== Data provided ==

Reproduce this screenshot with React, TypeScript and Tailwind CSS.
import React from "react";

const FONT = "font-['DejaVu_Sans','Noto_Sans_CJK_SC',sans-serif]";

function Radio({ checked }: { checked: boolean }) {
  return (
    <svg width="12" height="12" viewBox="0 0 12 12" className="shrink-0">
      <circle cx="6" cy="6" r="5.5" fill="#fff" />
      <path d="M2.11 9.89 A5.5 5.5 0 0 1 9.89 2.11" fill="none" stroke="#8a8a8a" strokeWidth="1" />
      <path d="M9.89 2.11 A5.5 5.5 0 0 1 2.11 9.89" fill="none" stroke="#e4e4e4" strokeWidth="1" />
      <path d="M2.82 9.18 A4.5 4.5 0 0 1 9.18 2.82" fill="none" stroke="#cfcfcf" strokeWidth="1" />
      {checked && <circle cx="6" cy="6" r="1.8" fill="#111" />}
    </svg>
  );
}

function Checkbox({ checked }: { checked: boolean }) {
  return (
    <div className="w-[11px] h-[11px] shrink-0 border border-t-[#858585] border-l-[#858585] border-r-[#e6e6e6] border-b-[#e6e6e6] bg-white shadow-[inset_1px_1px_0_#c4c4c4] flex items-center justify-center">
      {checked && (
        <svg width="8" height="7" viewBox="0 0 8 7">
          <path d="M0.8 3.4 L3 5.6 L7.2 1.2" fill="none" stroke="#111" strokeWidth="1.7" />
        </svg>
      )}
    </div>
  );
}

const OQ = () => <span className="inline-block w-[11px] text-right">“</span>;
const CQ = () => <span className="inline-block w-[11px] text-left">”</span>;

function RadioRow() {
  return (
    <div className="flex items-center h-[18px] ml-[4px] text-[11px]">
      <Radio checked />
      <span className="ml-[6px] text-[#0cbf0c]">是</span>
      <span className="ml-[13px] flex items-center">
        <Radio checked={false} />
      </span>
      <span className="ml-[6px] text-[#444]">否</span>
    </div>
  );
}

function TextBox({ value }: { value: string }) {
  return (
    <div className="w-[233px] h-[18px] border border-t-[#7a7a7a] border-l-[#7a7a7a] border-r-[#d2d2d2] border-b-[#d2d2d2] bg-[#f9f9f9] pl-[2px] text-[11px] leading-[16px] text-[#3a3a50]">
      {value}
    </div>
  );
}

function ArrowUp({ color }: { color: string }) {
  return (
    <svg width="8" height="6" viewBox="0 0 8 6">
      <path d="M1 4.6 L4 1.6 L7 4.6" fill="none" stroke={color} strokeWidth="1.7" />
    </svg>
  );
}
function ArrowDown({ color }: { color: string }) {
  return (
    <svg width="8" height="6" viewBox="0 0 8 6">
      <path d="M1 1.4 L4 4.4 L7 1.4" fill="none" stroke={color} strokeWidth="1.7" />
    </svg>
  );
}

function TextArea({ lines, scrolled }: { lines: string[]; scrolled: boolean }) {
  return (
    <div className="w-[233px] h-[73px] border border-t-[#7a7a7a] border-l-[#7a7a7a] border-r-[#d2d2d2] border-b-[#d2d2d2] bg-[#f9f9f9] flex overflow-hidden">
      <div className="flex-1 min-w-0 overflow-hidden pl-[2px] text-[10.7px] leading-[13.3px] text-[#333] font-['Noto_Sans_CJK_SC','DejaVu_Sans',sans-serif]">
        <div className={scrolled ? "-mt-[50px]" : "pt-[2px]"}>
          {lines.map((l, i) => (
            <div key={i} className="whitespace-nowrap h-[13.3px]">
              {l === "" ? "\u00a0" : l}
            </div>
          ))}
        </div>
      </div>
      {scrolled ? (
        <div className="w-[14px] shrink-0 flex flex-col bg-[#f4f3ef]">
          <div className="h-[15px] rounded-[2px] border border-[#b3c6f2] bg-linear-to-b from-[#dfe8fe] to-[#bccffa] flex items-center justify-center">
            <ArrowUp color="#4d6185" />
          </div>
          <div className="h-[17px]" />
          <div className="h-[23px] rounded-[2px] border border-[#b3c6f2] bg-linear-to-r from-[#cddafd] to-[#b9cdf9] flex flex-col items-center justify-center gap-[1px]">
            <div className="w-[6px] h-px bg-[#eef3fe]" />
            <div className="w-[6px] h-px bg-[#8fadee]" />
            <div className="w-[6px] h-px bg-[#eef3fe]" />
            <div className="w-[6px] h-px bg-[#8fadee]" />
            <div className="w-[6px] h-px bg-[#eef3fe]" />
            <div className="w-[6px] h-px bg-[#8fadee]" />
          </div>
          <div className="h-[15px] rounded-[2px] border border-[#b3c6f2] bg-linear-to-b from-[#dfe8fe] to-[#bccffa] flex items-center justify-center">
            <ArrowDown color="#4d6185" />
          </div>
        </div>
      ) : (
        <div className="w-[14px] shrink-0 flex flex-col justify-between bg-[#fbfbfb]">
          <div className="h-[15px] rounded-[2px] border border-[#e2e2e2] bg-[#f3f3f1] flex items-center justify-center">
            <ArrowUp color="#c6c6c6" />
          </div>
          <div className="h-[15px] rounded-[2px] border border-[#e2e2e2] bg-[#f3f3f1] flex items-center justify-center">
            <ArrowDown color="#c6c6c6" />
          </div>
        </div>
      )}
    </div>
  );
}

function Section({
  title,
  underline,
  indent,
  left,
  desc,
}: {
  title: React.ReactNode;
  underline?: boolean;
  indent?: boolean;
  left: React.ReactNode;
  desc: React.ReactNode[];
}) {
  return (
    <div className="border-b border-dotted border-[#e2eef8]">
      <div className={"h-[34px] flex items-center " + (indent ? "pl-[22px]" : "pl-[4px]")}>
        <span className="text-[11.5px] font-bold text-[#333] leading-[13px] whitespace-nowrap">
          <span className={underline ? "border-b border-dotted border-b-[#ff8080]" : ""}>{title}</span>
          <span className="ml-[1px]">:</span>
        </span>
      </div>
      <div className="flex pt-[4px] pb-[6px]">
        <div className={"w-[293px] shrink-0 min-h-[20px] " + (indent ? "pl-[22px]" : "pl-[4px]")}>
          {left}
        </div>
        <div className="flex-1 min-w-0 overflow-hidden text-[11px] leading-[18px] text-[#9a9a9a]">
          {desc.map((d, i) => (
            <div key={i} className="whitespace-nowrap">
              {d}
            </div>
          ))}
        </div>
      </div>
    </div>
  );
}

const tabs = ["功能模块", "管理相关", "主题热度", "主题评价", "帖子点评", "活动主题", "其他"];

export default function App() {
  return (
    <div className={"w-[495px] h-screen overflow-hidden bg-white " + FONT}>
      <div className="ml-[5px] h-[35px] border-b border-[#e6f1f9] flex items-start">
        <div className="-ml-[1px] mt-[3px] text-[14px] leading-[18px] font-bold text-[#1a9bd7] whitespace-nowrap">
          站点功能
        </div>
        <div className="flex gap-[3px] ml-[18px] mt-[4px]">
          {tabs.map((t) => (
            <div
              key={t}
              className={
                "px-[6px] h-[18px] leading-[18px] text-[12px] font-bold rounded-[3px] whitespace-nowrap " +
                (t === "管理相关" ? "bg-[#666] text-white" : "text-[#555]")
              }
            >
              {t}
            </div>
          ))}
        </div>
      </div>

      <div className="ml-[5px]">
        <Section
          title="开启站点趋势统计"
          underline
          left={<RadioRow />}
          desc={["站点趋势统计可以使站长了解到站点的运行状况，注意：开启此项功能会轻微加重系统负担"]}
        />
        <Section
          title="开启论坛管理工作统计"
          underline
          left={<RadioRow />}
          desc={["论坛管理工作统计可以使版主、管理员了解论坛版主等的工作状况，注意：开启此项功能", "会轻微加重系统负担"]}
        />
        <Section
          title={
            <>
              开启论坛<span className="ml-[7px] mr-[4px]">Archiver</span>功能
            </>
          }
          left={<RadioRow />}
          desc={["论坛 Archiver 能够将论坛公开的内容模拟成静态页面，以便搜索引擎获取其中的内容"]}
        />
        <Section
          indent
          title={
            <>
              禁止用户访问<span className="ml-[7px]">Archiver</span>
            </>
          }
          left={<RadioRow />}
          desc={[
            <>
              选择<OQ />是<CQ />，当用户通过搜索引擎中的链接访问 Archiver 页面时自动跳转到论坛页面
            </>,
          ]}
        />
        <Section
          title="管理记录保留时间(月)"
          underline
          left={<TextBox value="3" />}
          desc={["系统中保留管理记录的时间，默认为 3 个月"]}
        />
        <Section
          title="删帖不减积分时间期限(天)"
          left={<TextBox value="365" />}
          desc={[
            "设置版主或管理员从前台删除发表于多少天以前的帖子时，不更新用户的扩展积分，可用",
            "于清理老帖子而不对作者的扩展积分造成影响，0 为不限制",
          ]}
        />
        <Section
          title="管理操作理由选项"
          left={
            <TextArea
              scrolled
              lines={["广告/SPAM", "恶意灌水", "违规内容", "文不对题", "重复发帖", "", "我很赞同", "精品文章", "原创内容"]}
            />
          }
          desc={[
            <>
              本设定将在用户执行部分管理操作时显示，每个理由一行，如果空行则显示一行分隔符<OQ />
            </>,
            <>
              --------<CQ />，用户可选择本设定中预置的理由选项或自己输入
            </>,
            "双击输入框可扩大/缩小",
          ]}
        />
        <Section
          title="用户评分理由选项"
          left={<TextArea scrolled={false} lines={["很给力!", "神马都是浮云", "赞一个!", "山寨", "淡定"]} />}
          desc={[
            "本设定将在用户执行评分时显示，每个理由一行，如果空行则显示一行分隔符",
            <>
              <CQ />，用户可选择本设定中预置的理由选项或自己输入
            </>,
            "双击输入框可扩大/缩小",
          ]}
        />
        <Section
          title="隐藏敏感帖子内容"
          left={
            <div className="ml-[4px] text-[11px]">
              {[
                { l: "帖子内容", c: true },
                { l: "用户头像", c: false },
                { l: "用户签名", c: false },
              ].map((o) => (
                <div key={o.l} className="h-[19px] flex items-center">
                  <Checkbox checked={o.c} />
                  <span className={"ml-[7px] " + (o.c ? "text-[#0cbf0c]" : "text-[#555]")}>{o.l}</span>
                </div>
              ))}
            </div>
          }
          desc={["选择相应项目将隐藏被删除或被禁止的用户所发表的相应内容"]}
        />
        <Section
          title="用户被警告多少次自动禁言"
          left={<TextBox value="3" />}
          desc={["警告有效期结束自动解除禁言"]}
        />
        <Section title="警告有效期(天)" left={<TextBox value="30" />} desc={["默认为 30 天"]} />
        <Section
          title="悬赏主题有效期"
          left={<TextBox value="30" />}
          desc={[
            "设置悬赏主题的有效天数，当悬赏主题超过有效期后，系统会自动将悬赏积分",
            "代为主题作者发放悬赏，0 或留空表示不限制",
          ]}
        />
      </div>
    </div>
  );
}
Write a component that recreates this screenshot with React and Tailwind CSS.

===

**Work to be completed:** Reproduce exactly, please, only the lines from the start of the data above to the line that contains "const CQ = ()", with both ends kept.

**Exercise output:**
Reproduce this screenshot with React, TypeScript and Tailwind CSS.
import React from "react";

const FONT = "font-['DejaVu_Sans','Noto_Sans_CJK_SC',sans-serif]";

function Radio({ checked }: { checked: boolean }) {
  return (
    <svg width="12" height="12" viewBox="0 0 12 12" className="shrink-0">
      <circle cx="6" cy="6" r="5.5" fill="#fff" />
      <path d="M2.11 9.89 A5.5 5.5 0 0 1 9.89 2.11" fill="none" stroke="#8a8a8a" strokeWidth="1" />
      <path d="M9.89 2.11 A5.5 5.5 0 0 1 2.11 9.89" fill="none" stroke="#e4e4e4" strokeWidth="1" />
      <path d="M2.82 9.18 A4.5 4.5 0 0 1 9.18 2.82" fill="none" stroke="#cfcfcf" strokeWidth="1" />
      {checked && <circle cx="6" cy="6" r="1.8" fill="#111" />}
    </svg>
  );
}

function Checkbox({ checked }: { checked: boolean }) {
  return (
    <div className="w-[11px] h-[11px] shrink-0 border border-t-[#858585] border-l-[#858585] border-r-[#e6e6e6] border-b-[#e6e6e6] bg-white shadow-[inset_1px_1px_0_#c4c4c4] flex items-center justify-center">
      {checked && (
        <svg width="8" height="7" viewBox="0 0 8 7">
          <path d="M0.8 3.4 L3 5.6 L7.2 1.2" fill="none" stroke="#111" strokeWidth="1.7" />
        </svg>
      )}
    </div>
  );
}

const OQ = () => <span className="inline-block w-[11px] text-right">“</span>;
const CQ = () => <span className="inline-block w-[11px] text-left">”</span>;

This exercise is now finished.